Über den neuen Bundeskanzler Wolfgang Schüssel hat Bischof Krenn seine Meinung geändert. Schüssels Verhalten in den zurückliegenden Monaten habe Qualitäten bewiesen, meint Krenn. Und die Linie würde stimmen. Er habe persönlich damit gerechnet, dass wieder eine Neuauflage der alten Koalition kommen würde, vor allem weil er dachte, "dass die ÖVP nicht den Mut hat, den eigenen Weg zu gehen", berichtet Bischof Krenn. Gerade das Hereinbrechen des ausländischen Protestes habe die neuen Koalitionspartner aber aneinandergeschweisst. Die Kirche habe auch mit der alten SPÖ-ÖVP-Koalition "relativ gut gelebt", könne in der neuen Regierung nun aber eine Chance sehen.

Besinnung auf die Familie

Zur Kritik katholischer Kreise und insbesondere des Wiener Caritas-Direktors Michael Landau an der sozialen Unausgewogenheit des neuen Regierungsprogramms meint Bischof Krenn: "Ich sehe es sicher positiver. Es ist nicht jedermanns Sache, in der Kirche so aufzutreten, als spräche er im Namen der Kirche. Ich denke da an den Wiener Caritas-Direktor, der mir mit diesen Dingen - obwohl er mein Freund ist - absolut nicht gefällt. Er hat auch dazu keine Kompetenz."

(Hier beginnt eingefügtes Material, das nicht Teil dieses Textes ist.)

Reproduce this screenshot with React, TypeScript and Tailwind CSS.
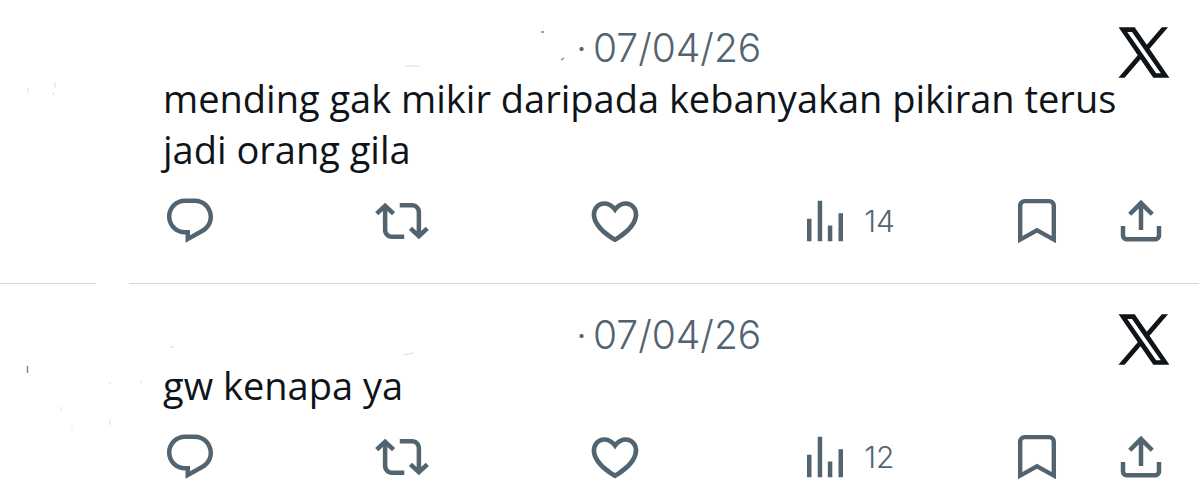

Die angekündigten Maßnahmen zugunsten der Familien freuen den Bischof, doch mahnt er eine prinzipielle Besinnung auf die Familie an. Die Regierung müsse klarstellen, dass man die Familien "anders, mehr und deutlicher als etwas anderes, was man auch noch fördert", unterstützen wolle. Krenn wörtlich: "Man muss die Familie ganz deutlich absetzen von diesen missratenen Formen von Lebensgemeinschaften oder gar von Homosexuellen." Diesbezüglich sei "noch nicht alle Klarheit geschaffen", meint Bischof Krenn.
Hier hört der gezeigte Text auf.